About the Lecture

The Byzantine reuse of ancient materials and infrastructure provides a compelling lens to explore the complexities of urban transformation and adaptive reuse in the Athenian Agora, challenging perceptions of Byzantine cities as merely derivative or inferior to their Greco-Roman predecessors. This lecture examines how the Byzantines engaged with the monumental past to address evolving spatial, social, and cultural demands. Using stratigraphic, archaeological, and architectural evidence, I reconstruct how Byzantine inhabitants reconfigured the Agora’s ancient roadways, water systems, and monumental architecture—not as acts of mere survival or nostalgia but as intentional interventions driven by both practical needs and symbolic significance. These practices shaped distinctive urban experiences, integrating sensory engagement with functional considerations.

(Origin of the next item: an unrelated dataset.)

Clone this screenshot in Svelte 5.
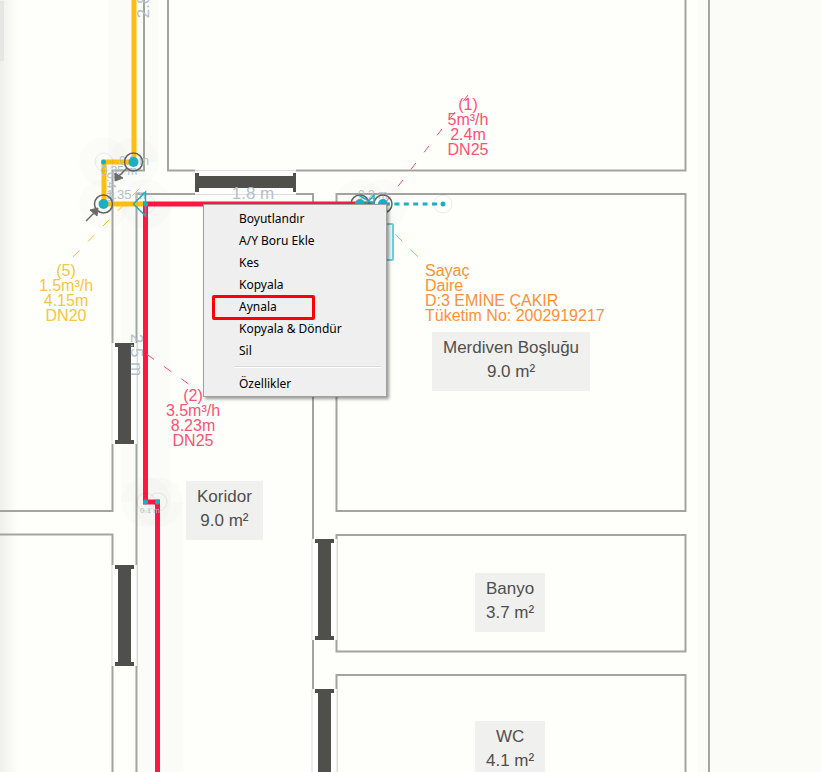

Moving beyond simplistic narratives of continuity versus rupture, this talk underscores the diverse agents and decisions that transformed the built environment, advocating for a reappraisal of Byzantine spatial practices as dynamic, adaptive, and in constant dialogue with the monumental past.

About the Speaker

Fotini Kondyli, Associate Professor of Byzantine Art and Archaeology at the University of Virginia, specializes in the archaeology of the Late Antique, Byzantine, and Frankish periods. Her research focuses on Byzantine spatial construction, communal identity, landscape and household archaeology, and the material culture of non-elites. She also examines cultural and economic networks in the medieval Mediterranean, particularly in relation to ceramic production and distribution. Her interdisciplinary work integrates archaeology, archival research, spatial analysis, and digital humanities. Kondyli is the author of Rural Communities in Late Byzantium: Resilience and Vulnerability in the Northern Aegean (2022) and co-editor of The Byzantine Neighbourhood: Urban Space and Political Action (2022). An active field archaeologist, she has conducted extensive work at archaeological sites in Greece, Turkey, Albania, the United Kingdom, and Germany. Her current research project, Inhabiting Byzantine Athens, utilizes legacy data from the Athenian Agora Excavations to reconstruct the socioeconomic activities, spaces, and urban experiences of Byzantine Athens, emphasizing Byzantine city-making processes and the critical role of non-elites as city-makers.